» Given problem: Reproduce each line bearing the word "styles".
Start of Record set
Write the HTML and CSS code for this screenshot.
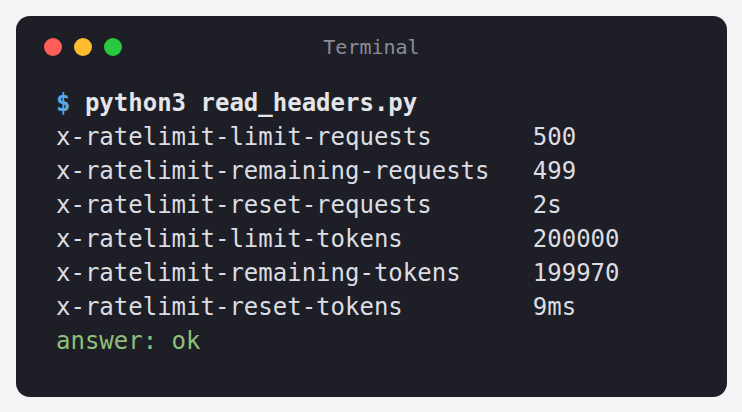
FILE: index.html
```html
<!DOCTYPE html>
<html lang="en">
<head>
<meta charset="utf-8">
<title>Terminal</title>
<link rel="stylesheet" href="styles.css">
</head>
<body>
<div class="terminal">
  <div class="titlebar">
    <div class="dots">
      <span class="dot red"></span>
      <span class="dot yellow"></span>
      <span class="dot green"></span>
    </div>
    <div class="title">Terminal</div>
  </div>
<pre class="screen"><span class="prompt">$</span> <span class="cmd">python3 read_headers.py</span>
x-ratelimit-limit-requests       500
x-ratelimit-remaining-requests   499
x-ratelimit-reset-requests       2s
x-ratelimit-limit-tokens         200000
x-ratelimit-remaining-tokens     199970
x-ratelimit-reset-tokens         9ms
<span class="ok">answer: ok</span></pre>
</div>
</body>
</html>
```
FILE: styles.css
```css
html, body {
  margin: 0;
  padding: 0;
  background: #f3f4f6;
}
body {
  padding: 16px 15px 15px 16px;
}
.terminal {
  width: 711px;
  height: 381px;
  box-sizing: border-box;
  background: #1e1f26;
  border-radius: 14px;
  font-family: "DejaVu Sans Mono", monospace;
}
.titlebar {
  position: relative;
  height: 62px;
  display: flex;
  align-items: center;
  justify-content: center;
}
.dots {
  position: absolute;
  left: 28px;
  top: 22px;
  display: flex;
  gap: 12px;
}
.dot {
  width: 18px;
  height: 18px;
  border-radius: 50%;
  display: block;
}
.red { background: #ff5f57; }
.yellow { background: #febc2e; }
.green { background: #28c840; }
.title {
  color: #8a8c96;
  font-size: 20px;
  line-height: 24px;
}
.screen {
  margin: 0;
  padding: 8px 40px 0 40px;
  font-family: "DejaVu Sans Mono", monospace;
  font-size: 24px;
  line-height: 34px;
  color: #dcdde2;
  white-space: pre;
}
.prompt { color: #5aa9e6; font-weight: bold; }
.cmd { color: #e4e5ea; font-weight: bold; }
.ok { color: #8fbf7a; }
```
End of Record set
Start of Record set
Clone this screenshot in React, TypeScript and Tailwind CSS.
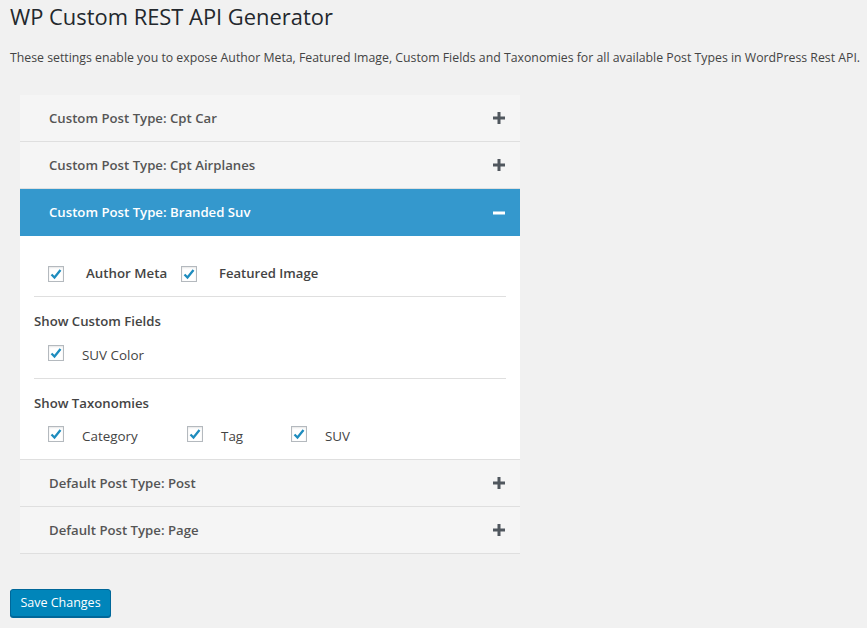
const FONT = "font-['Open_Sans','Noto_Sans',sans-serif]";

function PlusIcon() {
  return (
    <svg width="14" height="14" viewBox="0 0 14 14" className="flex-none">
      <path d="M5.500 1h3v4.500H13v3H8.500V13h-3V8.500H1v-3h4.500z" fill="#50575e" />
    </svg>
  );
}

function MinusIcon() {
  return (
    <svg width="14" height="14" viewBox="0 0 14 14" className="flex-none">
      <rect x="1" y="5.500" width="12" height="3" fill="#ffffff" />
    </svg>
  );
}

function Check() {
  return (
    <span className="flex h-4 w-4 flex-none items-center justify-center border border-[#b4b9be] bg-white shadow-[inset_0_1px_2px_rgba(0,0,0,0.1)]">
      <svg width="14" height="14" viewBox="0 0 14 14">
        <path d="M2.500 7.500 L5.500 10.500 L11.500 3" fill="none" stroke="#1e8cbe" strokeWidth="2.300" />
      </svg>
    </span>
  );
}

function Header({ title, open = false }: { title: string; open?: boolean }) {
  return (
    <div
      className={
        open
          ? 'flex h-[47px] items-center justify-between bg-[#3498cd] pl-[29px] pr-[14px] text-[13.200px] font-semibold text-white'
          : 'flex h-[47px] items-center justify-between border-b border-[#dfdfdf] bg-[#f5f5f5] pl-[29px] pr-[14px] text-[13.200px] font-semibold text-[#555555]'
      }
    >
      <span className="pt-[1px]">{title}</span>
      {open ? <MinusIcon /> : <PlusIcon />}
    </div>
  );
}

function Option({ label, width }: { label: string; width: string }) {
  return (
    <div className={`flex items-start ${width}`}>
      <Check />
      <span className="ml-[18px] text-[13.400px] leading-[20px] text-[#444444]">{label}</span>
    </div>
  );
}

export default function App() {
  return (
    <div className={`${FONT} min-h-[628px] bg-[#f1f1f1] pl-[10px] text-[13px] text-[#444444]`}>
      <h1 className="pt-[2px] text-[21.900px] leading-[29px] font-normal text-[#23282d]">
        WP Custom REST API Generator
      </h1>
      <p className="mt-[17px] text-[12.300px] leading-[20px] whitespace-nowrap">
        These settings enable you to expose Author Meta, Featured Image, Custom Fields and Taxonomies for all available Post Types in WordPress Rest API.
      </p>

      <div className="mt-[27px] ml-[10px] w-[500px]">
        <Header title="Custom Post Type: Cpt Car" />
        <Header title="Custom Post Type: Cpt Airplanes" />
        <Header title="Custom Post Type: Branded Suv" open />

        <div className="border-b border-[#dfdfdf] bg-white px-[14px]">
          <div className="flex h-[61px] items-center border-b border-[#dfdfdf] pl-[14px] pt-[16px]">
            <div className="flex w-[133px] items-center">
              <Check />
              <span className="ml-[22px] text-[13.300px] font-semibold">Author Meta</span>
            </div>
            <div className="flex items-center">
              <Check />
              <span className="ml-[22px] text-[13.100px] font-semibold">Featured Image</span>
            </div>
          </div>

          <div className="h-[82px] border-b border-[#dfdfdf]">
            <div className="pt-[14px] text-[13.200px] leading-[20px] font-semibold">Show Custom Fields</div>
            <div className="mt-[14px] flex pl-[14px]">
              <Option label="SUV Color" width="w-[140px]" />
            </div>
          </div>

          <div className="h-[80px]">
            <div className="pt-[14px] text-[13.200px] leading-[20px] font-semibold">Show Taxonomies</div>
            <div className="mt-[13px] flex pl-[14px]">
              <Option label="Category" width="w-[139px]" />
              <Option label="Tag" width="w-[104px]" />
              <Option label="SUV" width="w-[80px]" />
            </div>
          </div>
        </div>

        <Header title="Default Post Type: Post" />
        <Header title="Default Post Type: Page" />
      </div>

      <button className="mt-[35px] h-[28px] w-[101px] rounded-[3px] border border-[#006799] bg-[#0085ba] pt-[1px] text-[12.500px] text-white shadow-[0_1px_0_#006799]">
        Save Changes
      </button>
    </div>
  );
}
End of Record set
Start of Record set
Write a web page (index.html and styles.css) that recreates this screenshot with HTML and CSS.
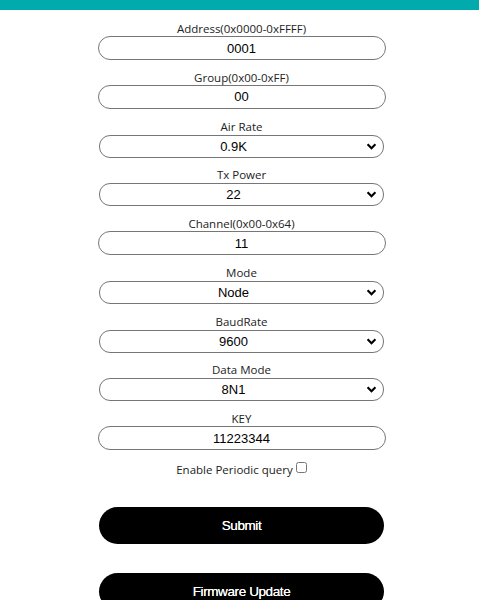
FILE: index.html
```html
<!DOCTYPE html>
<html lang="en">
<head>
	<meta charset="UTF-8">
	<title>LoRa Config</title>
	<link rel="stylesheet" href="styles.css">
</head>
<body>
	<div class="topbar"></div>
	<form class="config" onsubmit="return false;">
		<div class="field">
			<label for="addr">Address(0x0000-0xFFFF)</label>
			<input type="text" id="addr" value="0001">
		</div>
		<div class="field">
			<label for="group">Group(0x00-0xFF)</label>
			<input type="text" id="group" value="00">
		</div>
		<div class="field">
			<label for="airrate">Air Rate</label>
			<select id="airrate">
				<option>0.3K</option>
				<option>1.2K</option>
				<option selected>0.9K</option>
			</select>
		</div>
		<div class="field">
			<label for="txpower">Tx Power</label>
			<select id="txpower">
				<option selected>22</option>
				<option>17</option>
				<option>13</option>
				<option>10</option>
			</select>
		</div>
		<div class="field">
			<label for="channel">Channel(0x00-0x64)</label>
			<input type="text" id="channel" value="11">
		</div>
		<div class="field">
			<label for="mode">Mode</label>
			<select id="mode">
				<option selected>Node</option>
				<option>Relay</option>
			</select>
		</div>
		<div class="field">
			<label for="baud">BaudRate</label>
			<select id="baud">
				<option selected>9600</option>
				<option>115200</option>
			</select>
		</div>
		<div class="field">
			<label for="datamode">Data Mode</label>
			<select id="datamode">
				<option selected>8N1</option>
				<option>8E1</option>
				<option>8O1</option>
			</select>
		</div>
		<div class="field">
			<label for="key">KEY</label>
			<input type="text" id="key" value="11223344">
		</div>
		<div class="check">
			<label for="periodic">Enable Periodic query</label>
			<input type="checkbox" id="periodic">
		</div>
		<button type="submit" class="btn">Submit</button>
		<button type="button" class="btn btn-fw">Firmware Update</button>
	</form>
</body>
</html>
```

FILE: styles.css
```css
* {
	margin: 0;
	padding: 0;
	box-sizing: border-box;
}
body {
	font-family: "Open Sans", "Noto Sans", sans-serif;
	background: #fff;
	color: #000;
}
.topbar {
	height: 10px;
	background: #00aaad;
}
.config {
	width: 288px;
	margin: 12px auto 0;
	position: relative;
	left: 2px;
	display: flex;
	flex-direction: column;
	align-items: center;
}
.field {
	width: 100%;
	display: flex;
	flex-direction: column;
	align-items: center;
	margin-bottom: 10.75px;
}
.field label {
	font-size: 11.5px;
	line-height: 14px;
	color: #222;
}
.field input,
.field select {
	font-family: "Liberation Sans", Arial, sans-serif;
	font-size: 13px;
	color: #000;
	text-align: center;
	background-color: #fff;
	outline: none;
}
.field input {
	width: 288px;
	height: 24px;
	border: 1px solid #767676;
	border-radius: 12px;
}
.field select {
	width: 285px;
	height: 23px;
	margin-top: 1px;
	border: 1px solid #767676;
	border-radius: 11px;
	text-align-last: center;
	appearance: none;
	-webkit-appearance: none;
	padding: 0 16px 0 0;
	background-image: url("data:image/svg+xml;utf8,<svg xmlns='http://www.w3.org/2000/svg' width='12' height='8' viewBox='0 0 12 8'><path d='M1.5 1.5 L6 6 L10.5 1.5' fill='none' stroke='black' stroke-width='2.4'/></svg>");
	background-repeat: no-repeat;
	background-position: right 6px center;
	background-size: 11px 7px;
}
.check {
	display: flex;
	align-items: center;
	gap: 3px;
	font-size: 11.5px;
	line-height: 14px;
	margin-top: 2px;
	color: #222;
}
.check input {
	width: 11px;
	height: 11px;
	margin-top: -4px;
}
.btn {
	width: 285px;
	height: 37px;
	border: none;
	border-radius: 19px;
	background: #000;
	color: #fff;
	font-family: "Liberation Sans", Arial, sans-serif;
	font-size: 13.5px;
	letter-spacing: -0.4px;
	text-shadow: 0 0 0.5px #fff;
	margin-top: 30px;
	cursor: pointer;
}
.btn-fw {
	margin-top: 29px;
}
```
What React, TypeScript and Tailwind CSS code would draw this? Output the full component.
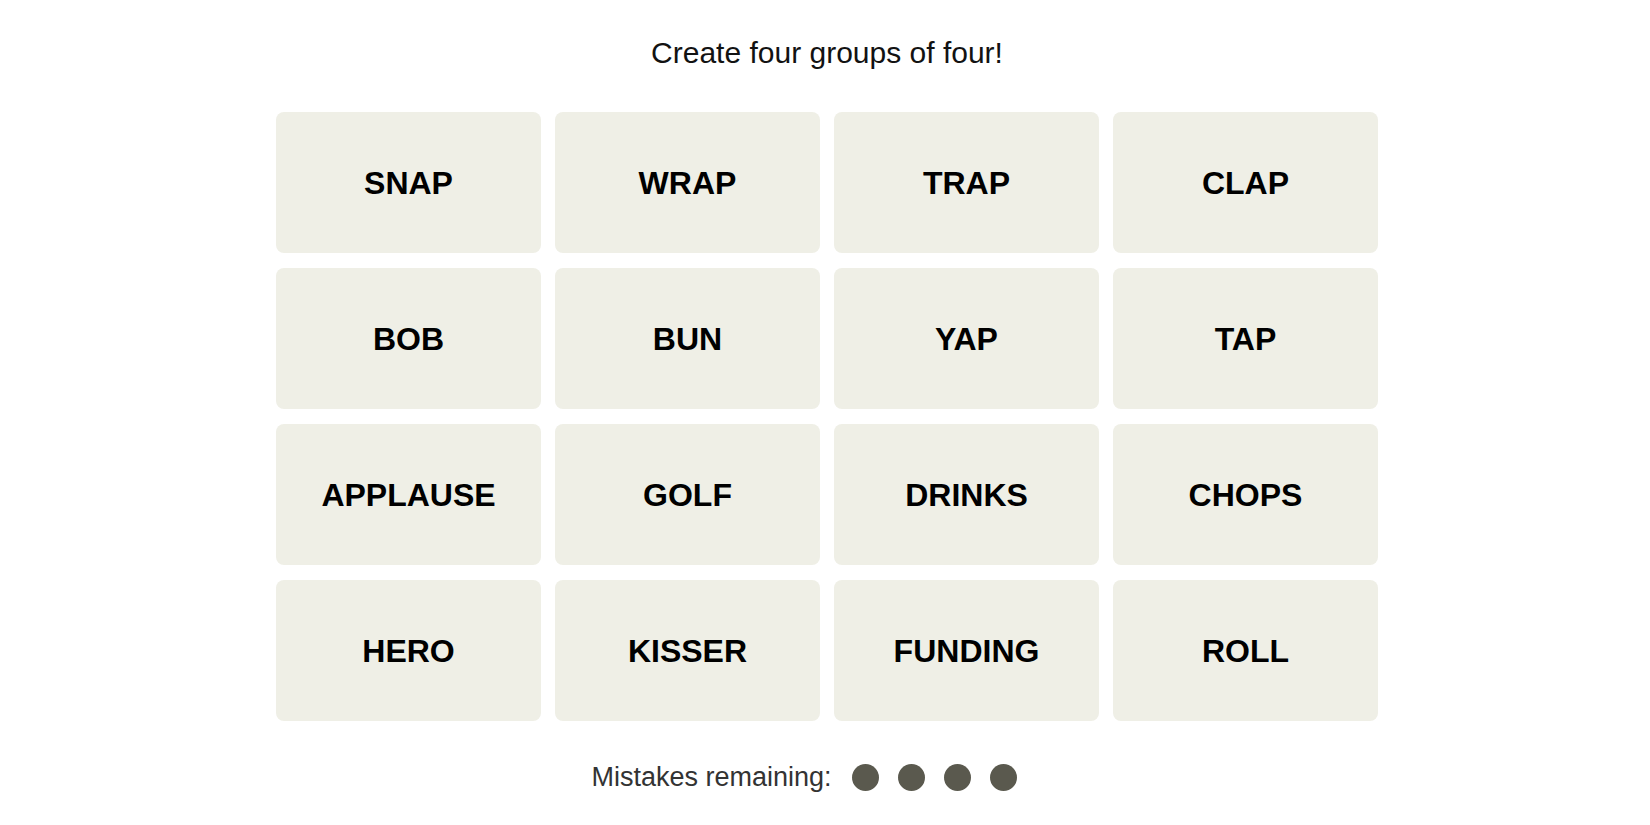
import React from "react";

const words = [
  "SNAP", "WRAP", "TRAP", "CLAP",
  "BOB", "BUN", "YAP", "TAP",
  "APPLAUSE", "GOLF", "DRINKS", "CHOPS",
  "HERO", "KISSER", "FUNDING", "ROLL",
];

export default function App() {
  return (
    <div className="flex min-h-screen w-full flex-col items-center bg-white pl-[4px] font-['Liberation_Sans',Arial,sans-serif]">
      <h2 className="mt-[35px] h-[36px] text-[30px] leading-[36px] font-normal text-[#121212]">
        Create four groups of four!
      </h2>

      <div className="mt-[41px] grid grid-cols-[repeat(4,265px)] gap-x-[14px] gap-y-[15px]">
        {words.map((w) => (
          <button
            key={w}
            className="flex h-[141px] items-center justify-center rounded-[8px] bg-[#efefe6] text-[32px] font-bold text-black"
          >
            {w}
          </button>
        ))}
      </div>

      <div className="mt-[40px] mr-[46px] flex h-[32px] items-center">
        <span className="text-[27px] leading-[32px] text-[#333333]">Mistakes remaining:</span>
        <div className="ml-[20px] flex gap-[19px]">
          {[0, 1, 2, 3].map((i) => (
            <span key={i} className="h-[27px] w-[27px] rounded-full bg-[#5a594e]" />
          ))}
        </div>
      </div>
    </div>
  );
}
End of Record set
» Task solution:
<link rel="stylesheet" href="styles.css">
FILE: styles.css
Write a web page (index.html and styles.css) that recreates this screenshot with HTML and CSS.
	<link rel="stylesheet" href="styles.css">
FILE: styles.css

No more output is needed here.